安藤在“普通的”自然环境中,嵌入了几何秩序的逻辑思考。入口处的两片混凝土墙,一直一曲,形成对比;高耸的片墙与忽而出现的低矮的莲池又形成空间形态上的对比。自然的要素(如天空、植物、远山等)是无规律的形态,而干脆利落的片墙与椭圆的莲池又是简洁明确的几何形状,人工的几何元素中充分包裹着自然的要素,自然的要素又成为场所感中不可或缺的组成部分。

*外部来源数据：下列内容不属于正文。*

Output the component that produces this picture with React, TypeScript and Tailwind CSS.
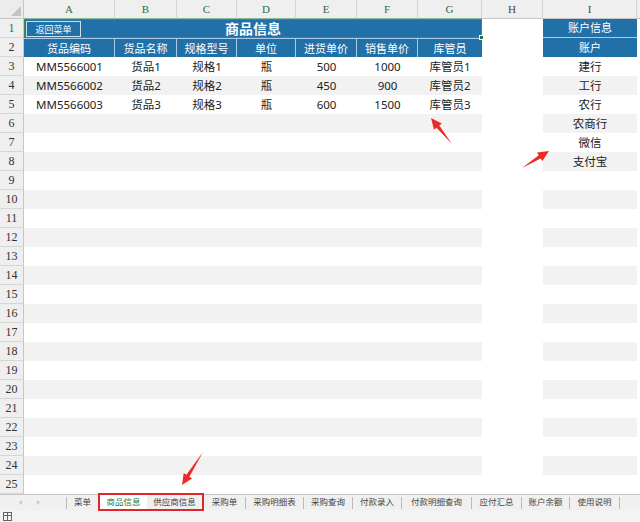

由几何形态铺张开来的空间序列,与自然的要素一起,在二者的交织与碰撞中,令参观者得到精神上的自省和升华。

4 结束语

正如王建国教授所说,“场所表达了场地所蕴含的社会、文化、历史、自然及风土的内涵,也表达了安藤所关注的历史记忆及‘栖居’概念。”安藤的本福寺水御堂已经超越了一座寺庙殿堂的意义,传达了建筑师对于自然、人文、环境、空间、禅意等多重元素的思考。反观当今许多公共建筑的缺乏互动的“去精神化”空间,如何从“场所感”出发,充分考虑人的行为与心理需求,在设计中保持场所、人与空间的平衡与对话,将场所精神延续下去,是值得建筑师思考的问题。